The Nation (Nairobi)

Kenya: Govt Accused of Abusing Rights of Mau Settlers

Wanjiru Macharia

17 November 2009


Nairobi — A lobby group on Tuesday accused the government of violating the human rights of settlers evicted from South Western Mau.

Kenya National Commission on Human Rights official Samuel Tororei claimed after a fact finding mission in the affected areas that the government was subjecting the people, who were now living in makeshift structures, to suffering.

The settlers left the forest under duress on realising that there were plans to use force to get them out, he said. "Contrary to reports that the hundreds of families left the natural resource on their own volition, they opted to leave under duress after armed officers were deployed there," said Dr Tororei.

He told reporters in Nakuru that the government was creating another batch of internal refugees by the haphazard and uncoordinated way it carried out the evictions. Women and children were suffering in the cold as the rains pounded the region.

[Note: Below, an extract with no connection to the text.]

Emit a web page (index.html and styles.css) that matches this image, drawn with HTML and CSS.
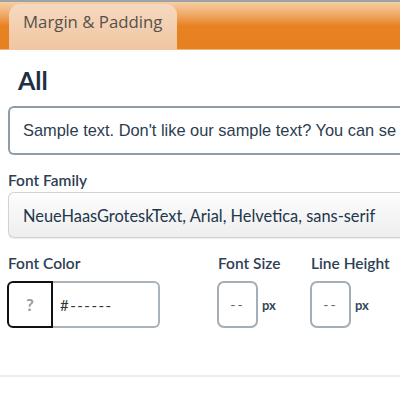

Dr Tororei also told the government not to assume that all of the settlers in the Mau Complex -- more than 400,000 -- had original homes to go back to, because most of them sold their land to buy the farms in the forest. "The government should buy land for the evictees or allocate money to compensate them, before carrying out the evictions," said Dr Tororei.

The commission doubted the government's commitment to resolving the Mau issue amicably because it stood accused of gross violations of human rights, he said.

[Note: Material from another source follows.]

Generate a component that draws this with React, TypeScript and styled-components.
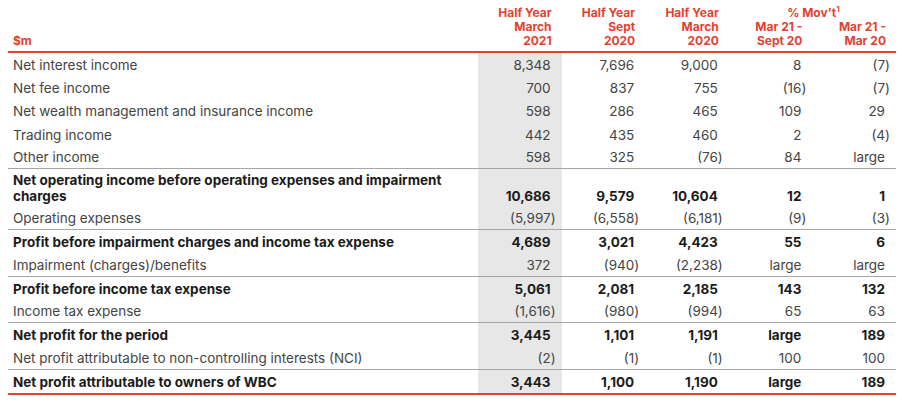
import React from "react";
import styled, { createGlobalStyle } from "styled-components";

const Global = createGlobalStyle`
  html, body { margin: 0; padding: 0; background: #ffffff; }
  body { font-family: Inter, "Open Sans", "Liberation Sans", sans-serif; }
`;

const RED = "#e5412f";
const COLS = "470px repeat(5, 1fr)";

const Page = styled.div`
  width: 888px;
  padding: 0 6px 0 8px;
`;

const Table = styled.div`
  display: flex;
  flex-direction: column;
  border-bottom: 2px solid ${RED};
`;

const Head = styled.div`
  display: grid;
  grid-template-columns: ${COLS};
  padding: 6px 0 3px;
  border-bottom: 2px solid ${RED};
  color: ${RED};
  font-weight: 700;
  font-size: 12px;
  line-height: 14px;
`;

const HeadLabel = styled.div`
  align-self: end;
  padding-left: 5px;
`;

const HeadCell = styled.div`
  text-align: right;
  padding-right: 10px;
  white-space: nowrap;
`;

const MovGroup = styled.div`
  grid-column: span 2;
  display: grid;
  grid-template-columns: 1fr 1fr;
`;

const MovTitle = styled.div`
  grid-column: span 2;
  text-align: center;
  padding-left: 2px;
  sup {
    font-size: 8px;
    line-height: 0;
    vertical-align: 5px;
  }
`;

const Row = styled.div<{ $tall?: boolean; $rule?: boolean }>`
  display: grid;
  grid-template-columns: ${COLS};
  box-sizing: border-box;
  height: ${(p) => (p.$tall ? "37.5px" : "23.3px")};
  border-bottom: ${(p) => (p.$rule ? "1px solid #a6a6a6" : "none")};
`;

const Label = styled.div<{ $bold?: boolean }>`
  align-self: center;
  padding-left: 5px;
  padding-right: 8px;
  font-size: 13.5px;
  line-height: 16px;
  font-weight: ${(p) => (p.$bold ? 700 : 400)};
  color: ${(p) => (p.$bold ? "#1b1b1b" : "#444444")};
`;

const Num = styled.div<{ $bold?: boolean; $shade?: boolean; $tall?: boolean }>`
  display: flex;
  align-items: ${(p) => (p.$tall ? "flex-end" : "center")};
  justify-content: flex-end;
  padding-right: 11px;
  padding-bottom: ${(p) => (p.$tall ? "3px" : "0")};
  background: ${(p) => (p.$shade ? "#e7e7e7" : "transparent")};
  font-size: 13.5px;
  line-height: 16px;
  white-space: nowrap;
  font-weight: ${(p) => (p.$bold ? 700 : 400)};
  color: ${(p) => (p.$bold ? "#1b1b1b" : "#444444")};
`;

const Close = styled.span`
  margin-right: -5px;
`;

type RowData = {
  label: string;
  v: string[];
  bold?: boolean;
  tall?: boolean;
  rule?: boolean;
};

const rows: RowData[] = [
  { label: "Net interest income", v: ["8,348", "7,696", "9,000", "8", "(7)"] },
  { label: "Net fee income", v: ["700", "837", "755", "(16)", "(7)"] },
  { label: "Net wealth management and insurance income", v: ["598", "286", "465", "109", "29"] },
  { label: "Trading income", v: ["442", "435", "460", "2", "(4)"] },
  { label: "Other income", v: ["598", "325", "(76)", "84", "large"], rule: true },
  {
    label: "Net operating income before operating expenses and impairment charges",
    v: ["10,686", "9,579", "10,604", "12", "1"],
    bold: true,
    tall: true,
  },
  { label: "Operating expenses", v: ["(5,997)", "(6,558)", "(6,181)", "(9)", "(3)"], rule: true },
  {
    label: "Profit before impairment charges and income tax expense",
    v: ["4,689", "3,021", "4,423", "55", "6"],
    bold: true,
  },
  { label: "Impairment (charges)/benefits", v: ["372", "(940)", "(2,238)", "large", "large"], rule: true },
  { label: "Profit before income tax expense", v: ["5,061", "2,081", "2,185", "143", "132"], bold: true },
  { label: "Income tax expense", v: ["(1,616)", "(980)", "(994)", "65", "63"], rule: true },
  { label: "Net profit for the period", v: ["3,445", "1,101", "1,191", "large", "189"], bold: true },
  {
    label: "Net profit attributable to non-controlling interests (NCI)",
    v: ["(2)", "(1)", "(1)", "100", "100"],
    rule: true,
  },
  { label: "Net profit attributable to owners of WBC", v: ["3,443", "1,100", "1,190", "large", "189"], bold: true },
];

function Value({ text }: { text: string }) {
  if (text.startsWith("(") && text.endsWith(")")) {
    return (
      <>
        {text.slice(0, -1)}
        <Close>)</Close>
      </>
    );
  }
  return <>{text}</>;
}

export default function App() {
  return (
    <Page>
      <Global />
      <Table>
        <Head>
          <HeadLabel>$m</HeadLabel>
          <HeadCell>
            Half Year
            <br />
            March
            <br />
            2021
          </HeadCell>
          <HeadCell>
            Half Year
            <br />
            Sept
            <br />
            2020
          </HeadCell>
          <HeadCell>
            Half Year
            <br />
            March
            <br />
            2020
          </HeadCell>
          <MovGroup>
            <MovTitle>
              % Mov't<sup>1</sup>
            </MovTitle>
            <HeadCell>
              Mar 21 -
              <br />
              Sept 20
            </HeadCell>
            <HeadCell>
              Mar 21 -
              <br />
              Mar 20
            </HeadCell>
          </MovGroup>
        </Head>
        {rows.map((r, i) => (
          <Row key={i} $tall={r.tall} $rule={r.rule}>
            <Label $bold={r.bold}>{r.label}</Label>
            {r.v.map((val, j) => (
              <Num key={j} $bold={r.bold} $shade={j === 0} $tall={r.tall}>
                <Value text={val} />
              </Num>
            ))}
          </Row>
        ))}
      </Table>
    </Page>
  );
}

The settlers started trooping out of the forest last Monday following the expiry of a 14-day eviction notice issued by the Kenya Forestry Service and the subsequent deployment of more than 300 armed forest rangers, who pitched tent at Saino, Kapkembu and Kiptagich, on the border of the 2001 excisions and South Western Mau.

Pupils have dropped out of school because the institutions were closed following the movement. However, Dr Tororei commended the rangers and other security agencies in the forest for being professional and not resorting to violence.